The way that De La Soul’s early catalog is being reintroduced back to the masses adapts well to the characteristics of the streaming age too. Flooding the market with six albums caters to the all-or-nothing style of consumption, similar to how people burn through their favorite show whenever the entire collection is available on demand. New fans can become obsessed with that 12-year era, embarking on the journey through the group’s catalog from the very beginning, binging without waiting years for the next chapter. There’s ample space to investigate the nooks and crannies of these albums. Becoming lost in De La Soul’s world can be even more natural when it feels never-ending.

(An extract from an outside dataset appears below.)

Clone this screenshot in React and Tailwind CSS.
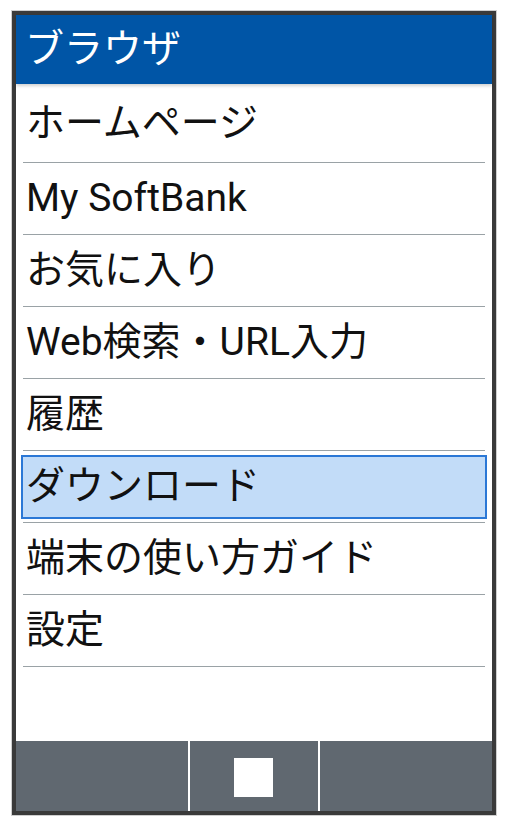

Of course, that’s only a feeling. If you’re a younger rap fan who cares about the past, it’s beginning to seem as though your fandom is on borrowed time. Trugoy the Dove’s recent death, at the age of 54, is the latest in an ongoing sequence where Black icons pass away before they grow old and are given their flowers, before young fans can discover and appreciate them and let them see and feel their impact. Because of all the chaos surrounding these records, Trugoy was robbed of the opportunity to be showered with love and appreciation from new listeners, while we’re unable to watch a legend grow with grace and skill in the later years of his career. It hurts that we’re forced to talk about Trugoy in the past tense when he should have been able to be lauded and praised in the present. With that in mind, it can feel urgent to listen to these records, and to treasure those like them, before the artists who made them are lost to history.